Following his release from prison, Stryker discovers Nimrod, a time-traveling Sentinel from the future, in his church. Accessing Nimrod's memory core, Stryker sees the effects of "Decimation" months before M-Day occurs, enabling him to plan a renewed campaign against mutants. When M-Day strikes and over ninety-nine percent of the world's mutants are rendered powerless, the Purifiers attack the Xavier Institute and kill over forty-five students. After Stryker is killed by Elixir, the Purifiers retreat, with Matthew Risman taking control of the group.

During the Messiah Complex storyline, the Purifiers are one of the three factions, along with the X-Men and Marauders, searching for Hope Summers, the first mutant born since M-Day. All three groups are alerted to Hope's birth simultaneously and head for the remote Alaskan village where she had been born. The Purifiers beat both the X-Men and the Marauders to the scene and kill every child in the city to make sure that Hope does not survive.
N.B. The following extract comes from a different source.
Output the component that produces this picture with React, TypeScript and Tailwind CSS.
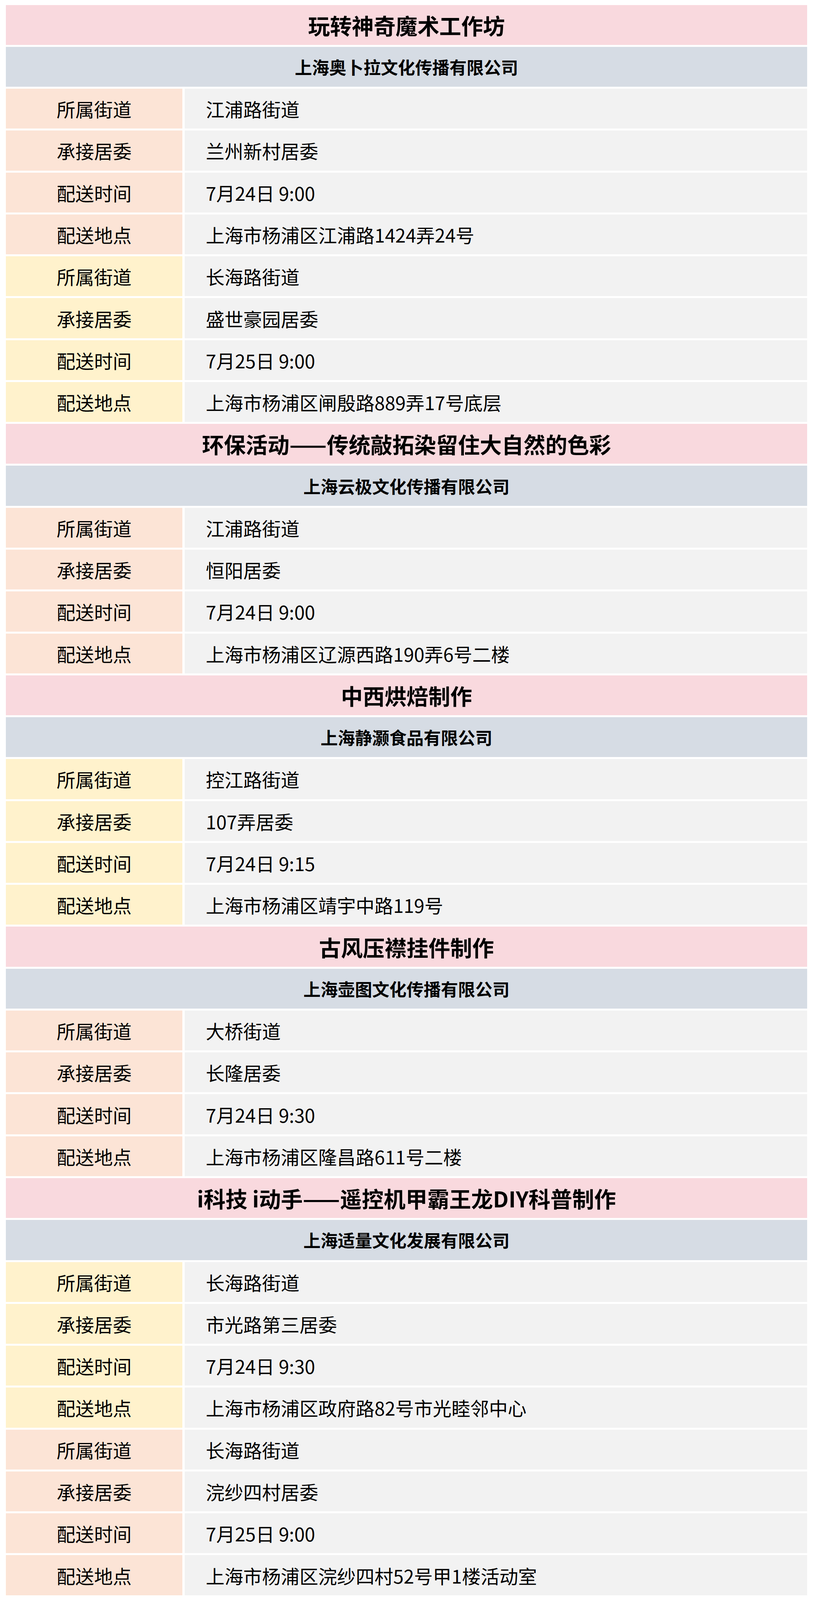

The Purifiers are then attacked by the Marauders, who killed several of their members. By the time the X-Men arrive, the Purifiers and the Marauders have both left, with Hope's whereabouts unknown.

Shortly after the events of Messiah Complex and the dissolution of the X-Men, the Purifiers recover Bastion's head and place it onto Nimrod's body, bringing Bastion back to life. In addition, the Purifiers recover the corpses of Graydon Creed, Steven Lang, Bolivar Trask, and William Stryker and resurrect them using samples of the Technarchy, recruiting them into the group.

The Purifiers reappear in the series All-New X-Men, where they target an amnesiac X-23. It is later revealed that William Stryker's son Jason Stryker, who was believed to have been killed as an infant by his father for being a mutant, is still alive. Jason goes on to succeed his father as the leader of the Purifiers.

==Membership==
The Purifiers were founded and initially led by William Stryker, with Matthew Risman succeeding him following his death. Stryker's son Jason Stryker later assumed leadership of the Purifiers. Bastion was recruited into the Purifiers after they recovered his head and resurrected him. Cameron Hodge, Donald Pierce, Bolivar Trask, Graydon Creed, and Steven Lang were resurrected by the Purifiers and recruited into their ranks. Reverend Craig, a pastor and Wolfsbane's father, was a member of the Purifiers until Wolfsbane killed him. The Choir are a subgroup of the Purifiers who were given techno-organic wings similar to those of Archangel. Other agents of the Purifiers include Benedict Ryan and Adam Harkins, creator of the Choir.

==Powers and abilities==
Being baseline humans, the Purifiers possess no superhuman abilities, relying on superior technology in their genocidal campaign against mutants. The Purifiers possess a variety of deadly armaments and munitions, some more conventional weapons like assault rifles, flamethrowers, and anti-tank rockets, as well as more advanced and expensive equipment like vibranium-based weaponry. The group also used the knowledge contained within Nimrod's memory banks to great effect, although that advantage was lost when Nimrod reactivated and destroyed its keepers, before being defeated by the New X-Men.

The Purifiers are all highly trained, and have been shown to be capable of holding their own against the X-Men. The group also possesses links to allied churches all over the world, and their membership includes corporate elites, political figures and intelligence personnel. This allows the Purifiers to avoid reprisals from law-enforcement agencies for their terrorist actions.

==In other media==
===Television===

- The Purifiers appear in The Gifted, consisting of Benedict Ryan (portrayed by Peter Gallagher) and Jace Turner (portrayed by Coby Bell).
- The Purifiers appear in the X-Men '97 episode "Danger.exe".

===Film===
Reverend Craig appears in The New Mutants, portrayed by Happy Anderson.

===Video games===
- The Purifiers appear in X-Men: Destiny.
- The Purifiers appear in Marvel Heroes.